We must develop a durable infrastructure that can stand the challenges of a massively expanded user base, the vulnerabilities of private sector-based retrieval, the declining commitment to traditional archival functions, such as libraries, and, at the same time, one that can deal with all the ordinary problems of massive digitization — costs, intellectual property, formats, costs, costs. This is going to be fun! Nonetheless, it has to be done. And it can be done. It’s been done before. After the end of World War II, the explosion of scientific and technical research led to a critical overload of publishing, indexing, abstracting, and library services. People pulled together. Scholarly societies hunkered down. The government coughed up. Today’s sophisticated information technology was born out of the need to solve those problems.

So here we go again. And, as any good reference librarian, any good professional searcher can tell you, before you start on any project involving access, step one is the “reference interview.” The first thing you do is to assess user needs and user perceptions. This becomes even more critical in archiving digital content, because — to a large extent — user perceptions define a “publication,” a “digital document,” as much as the content creator’s or content owner’s.

For example, today I read an excellent piece on the problems consumers face dealing with copyright these days. Walt Mossberg wrote the article (“Congress Must Make Clear Copyright Laws to Protect Consumers”) for the March 22, 2007, issue of The Wall Street Journal. The official citation adds “Page B1” to the citation. Of course, I’m reading the document as part of my WSJ.com subscription. If I need to see it again someday, I can tap into the 90-day access archive that comes as part of my subscription (here come those timelines again!) or switch over to Factiva for older content. However, by the time the article reaches Factiva — or the ProQuest CSA Historical Newspaper file, something will have fallen out. The Mossberg article includes a video clip concerning the Viacom suit against Google’s YouTube service.
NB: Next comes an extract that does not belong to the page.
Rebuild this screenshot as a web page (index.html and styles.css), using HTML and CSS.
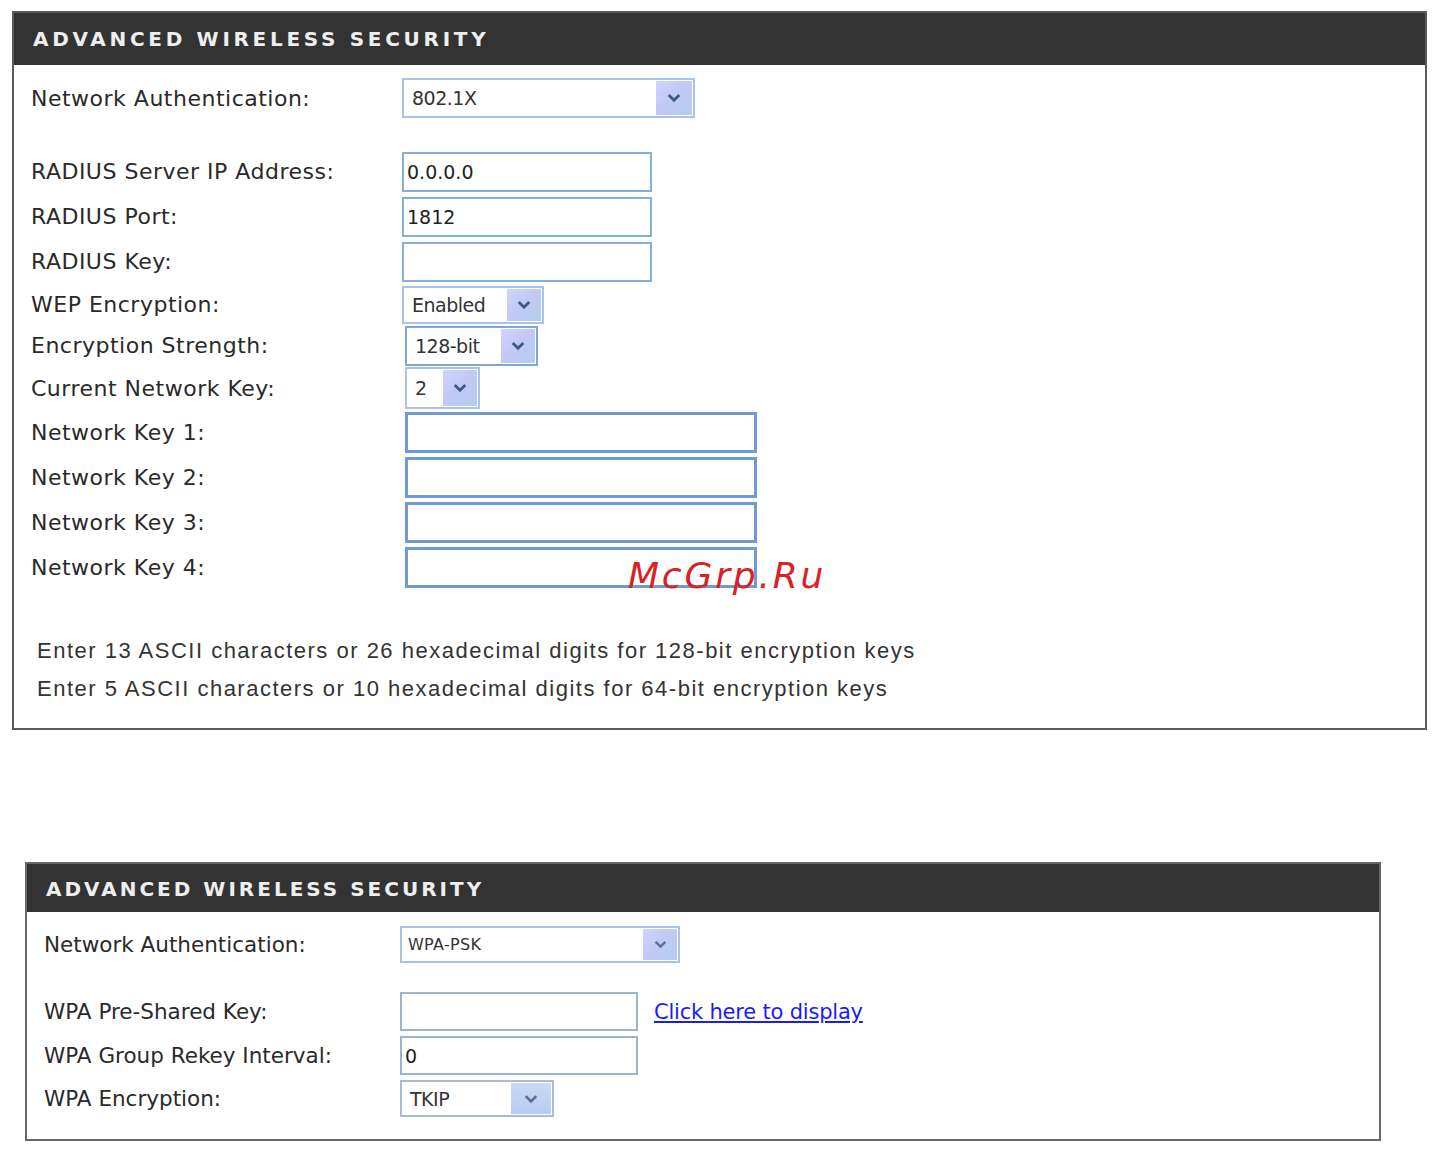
FILE: index.html
```html
<!DOCTYPE html>
<html lang="en">
<head>
  <meta charset="UTF-8" />
  <title>Advanced Wireless Security</title>
  <link rel="stylesheet" href="styles.css">
</head>
<body>
  <!-- 802.1X / WEP settings -->
  <div class="panel panel-wep">
    <div class="panel-head">ADVANCED WIRELESS SECURITY</div>
    <div class="panel-body">
      <div class="row row-auth">
        <span class="label">Network Authentication:</span>
        <div class="select sel-auth"><span class="val">802.1X</span><span class="arrow"><svg viewBox="0 0 12 8" width="14" height="10"><path d="M1.5 1.5 L6 6 L10.5 1.5" fill="none" stroke="#3d5a86" stroke-width="2.4"/></svg></span></div>
      </div>

      <div class="row row-field">
        <span class="label">RADIUS Server IP Address:</span>
        <input class="text text-radius" type="text" value="0.0.0.0" />
      </div>
      <div class="row row-field">
        <span class="label">RADIUS Port:</span>
        <input class="text text-radius" type="text" value="1812" />
      </div>
      <div class="row row-field">
        <span class="label">RADIUS Key:</span>
        <input class="text text-radius" type="text" value="" />
      </div>

      <div class="row row-sel">
        <span class="label">WEP Encryption:</span>
        <div class="select sel-wep"><span class="val">Enabled</span><span class="arrow"><svg viewBox="0 0 12 8" width="14" height="10"><path d="M1.5 1.5 L6 6 L10.5 1.5" fill="none" stroke="#3d5a86" stroke-width="2.4"/></svg></span></div>
      </div>
      <div class="row row-sel">
        <span class="label">Encryption Strength:</span>
        <div class="select sel-strength"><span class="val">128-bit</span><span class="arrow"><svg viewBox="0 0 12 8" width="14" height="10"><path d="M1.5 1.5 L6 6 L10.5 1.5" fill="none" stroke="#3d5a86" stroke-width="2.4"/></svg></span></div>
      </div>
      <div class="row row-cur">
        <span class="label">Current Network Key:</span>
        <div class="select sel-cur"><span class="val">2</span><span class="arrow"><svg viewBox="0 0 12 8" width="14" height="10"><path d="M1.5 1.5 L6 6 L10.5 1.5" fill="none" stroke="#3d5a86" stroke-width="2.4"/></svg></span></div>
      </div>

      <div class="row row-field">
        <span class="label">Network Key 1:</span>
        <input class="text text-key" type="text" value="" />
      </div>
      <div class="row row-field">
        <span class="label">Network Key 2:</span>
        <input class="text text-key" type="text" value="" />
      </div>
      <div class="row row-field">
        <span class="label">Network Key 3:</span>
        <input class="text text-key" type="text" value="" />
      </div>
      <div class="row row-field">
        <span class="label">Network Key 4:</span>
        <input class="text text-key" type="text" value="" />
      </div>

      <div class="notes">
        <p>Enter 13 ASCII characters or 26 hexadecimal digits for 128-bit encryption keys</p>
        <p>Enter 5 ASCII characters or 10 hexadecimal digits for 64-bit encryption keys</p>
      </div>
    </div>
    <span class="stamp">McGrp.Ru</span>
  </div>

  <!-- WPA-PSK settings -->
  <div class="panel panel-wpa">
    <div class="panel-head">ADVANCED WIRELESS SECURITY</div>
    <div class="panel-body">
      <div class="row row-auth2">
        <span class="label">Network Authentication:</span>
        <div class="select sel-auth2"><span class="val small">WPA-PSK</span><span class="arrow"><svg viewBox="0 0 12 8" width="13" height="9"><path d="M1.5 1.5 L6 6 L10.5 1.5" fill="none" stroke="#5a6f96" stroke-width="2.2"/></svg></span></div>
      </div>
      <div class="row row-wpa">
        <span class="label">WPA Pre-Shared Key:</span>
        <input class="text text-wpa" type="text" value="" />
        <a class="show-link" href="#">Click here to display</a>
      </div>
      <div class="row row-wpa">
        <span class="label">WPA Group Rekey Interval:</span>
        <input class="text text-wpa" type="text" value="0" />
      </div>
      <div class="row row-wpa">
        <span class="label">WPA Encryption:</span>
        <div class="select sel-tkip"><span class="val">TKIP</span><span class="arrow"><svg viewBox="0 0 12 8" width="14" height="10"><path d="M1.5 1.5 L6 6 L10.5 1.5" fill="none" stroke="#5a6f96" stroke-width="2.2"/></svg></span></div>
      </div>
    </div>
  </div>
</body>
</html>
```

FILE: styles.css
```css
body {
  margin: 0;
  background: #fff;
  font-family: "DejaVu Sans", Verdana, sans-serif;
  color: #222;
}
.panel {
  position: relative;
  border: 2px solid #5a5a5a;
  background: #fff;
}
.panel-wep {
  margin: 11px 0 0 12px;
  width: 1411px;
  height: 715px;
}
.panel-wpa {
  margin: 132px 0 0 25px;
  width: 1352px;
  height: 275px;
  border-color: #666;
}
.panel-head {
  background: #333;
  color: #eee;
  font-weight: bold;
  font-size: 20px;
  letter-spacing: 3.7px;
  height: 52px;
  line-height: 52px;
  padding-left: 19px;
}
.panel-wpa .panel-head {
  height: 48px;
  line-height: 50px;
  letter-spacing: 3px;
}
.panel-body {
  padding: 0 0 0 17px;
}
.row {
  display: flex;
  align-items: center;
}
.label {
  font-size: 22px;
  letter-spacing: 0.5px;
  width: 371px;
  flex: none;
  color: #2a2a2a;
}
.panel-wpa .label {
  width: 356px;
  font-size: 21.5px;
  letter-spacing: 0;
}
.row-auth { height: 66px; }
.row-auth + .row-field { margin-top: 18px; }
.row-field { height: 45px; }
.row-sel { height: 41px; }
.row-cur { height: 44px; }

.text {
  box-sizing: border-box;
  height: 40px;
  border: 2px solid #86aedb;
  background: #fff;
  font-family: "DejaVu Sans", Verdana, sans-serif;
  font-size: 19px;
  padding: 0 3px;
  color: #222;
  margin: 0;
}
.text-radius { width: 250px; }
.text-key {
  width: 352px;
  height: 41px;
  margin-left: 3px;
  border: 3px solid #6f9bd0;
}
.text-wpa {
  width: 238px;
  height: 39px;
  border-color: #9eb4cc;
}

.select {
  box-sizing: border-box;
  display: flex;
  align-items: stretch;
  border: 2px solid #a9c3e6;
  background: #fff;
  height: 40px;
}
.select .val {
  flex: 1;
  display: flex;
  align-items: center;
  padding-left: 8px;
  font-size: 19px;
  letter-spacing: -0.5px;
  color: #333;
}
.select .val.small {
  font-size: 16px;
  letter-spacing: 0.3px;
  padding-left: 6px;
}
.select .arrow {
  width: 36px;
  display: flex;
  align-items: center;
  justify-content: center;
  background: linear-gradient(135deg, #cfd4fb 0%, #c4c8f6 45%, #b3cdf0 100%);
  margin: 1px 1px 1px 0;
}
.sel-auth { width: 293px; }
.sel-wep { width: 142px; height: 38px; }
.sel-strength { width: 133px; margin-left: 3px; height: 40px; border-width: 2px; border-color: #7ea6d8; }
.sel-cur { width: 75px; margin-left: 3px; height: 42px; }
.sel-wep .arrow, .sel-strength .arrow, .sel-cur .arrow { width: 34px; }
.sel-auth2 { width: 280px; height: 37px; }
.sel-auth2 .arrow { width: 34px; }
.sel-tkip { width: 154px; height: 37px; border-color: #a8bcd8; }
.sel-tkip .arrow { width: 40px; background: linear-gradient(180deg, #c9d8f6, #b7cdf0); }

.notes {
  margin-top: 42px;
  padding-left: 6px;
  font-family: "Liberation Sans", Arial, sans-serif;
  font-size: 22px;
  letter-spacing: 1.5px;
  color: #333;
}
.notes p {
  margin: 0;
  height: 38px;
  line-height: 38px;
}

.row-auth2 { height: 64px; }
.row-auth2 + .row-wpa { margin-top: 13px; height: 45px; }
.row-wpa { height: 43px; }
.show-link {
  margin-left: 16px;
  color: #1a1aff;
  font-size: 21px;
  letter-spacing: -0.2px;
}

/* red site stamp over the key fields */
.stamp {
  position: absolute;
  left: 614px;
  top: 542px;
  font-family: "DejaVu Sans", sans-serif;
  font-style: italic;
  font-size: 36px;
  color: #d62228;
  letter-spacing: 2.8px;
}
```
We are living in a multimedia world. Generation upon generation now have been raised with television sets. These days, the sets children sit plopped in front of may have the height and width, if not the depth, of small refrigerators. High school students take film classes and tote around digicams the same way that past generations might have taken English lit and toted around paperbacks of the classics. People perceive video and audio as normal means of circulating information. They will need that information to be as available and as searchable in an archival record as text.

And here’s yet another example. On March 22, 2007, the Washington Post carried a story that the Huffington Post blog had unmasked the creator of a mashup video posted on YouTube that attacked one leading presidential candidate as coming from a consultant to another leading candidate. Ignore the politics here, but look to the blogging. The information industry has begun rising to the task of archiving major blogs. EBSCO Publishing has announced that it will incorporate Newstex blog archives in its EBSCOhost service to libraries. Can’t get much more traditional than EBSCO! Not that LexisNexis, Alacra, Voxant, and others don’t also include Newstex blog content. But the Washington Post article linked directly to this specific blog posting, as well as to the video and other coverage. So a reader of the Post — or readers of any other newspapers that did the same among the more than 400 sources citing that topic in Google News this morning — might recall the article in the Huffington Post as part of their Washington Post experience.

It’s the user’s experience, the user’s memories, the user’s perceptions of the information-gathering process that will structure the user’s searching and successful accessing of archived content. Recognizing and analyzing the experience must underlie any successful attempts to create new accessible archives. Already some new tools are in place. Users can add their own terms to metadata for content in many systems. Folksonomies have arisen. Cloud-tagging and other ways of recording user perceptions ensure that enriching content with improved metadata can continue beyond the time of publication, beyond the perception of “official” indexers, beyond even the perception of the content creators.

We who are responsible for the memory of humankind must look to how that memory works as we create the new stable and accessible archives that can carry the 3rd millennium into the 4th.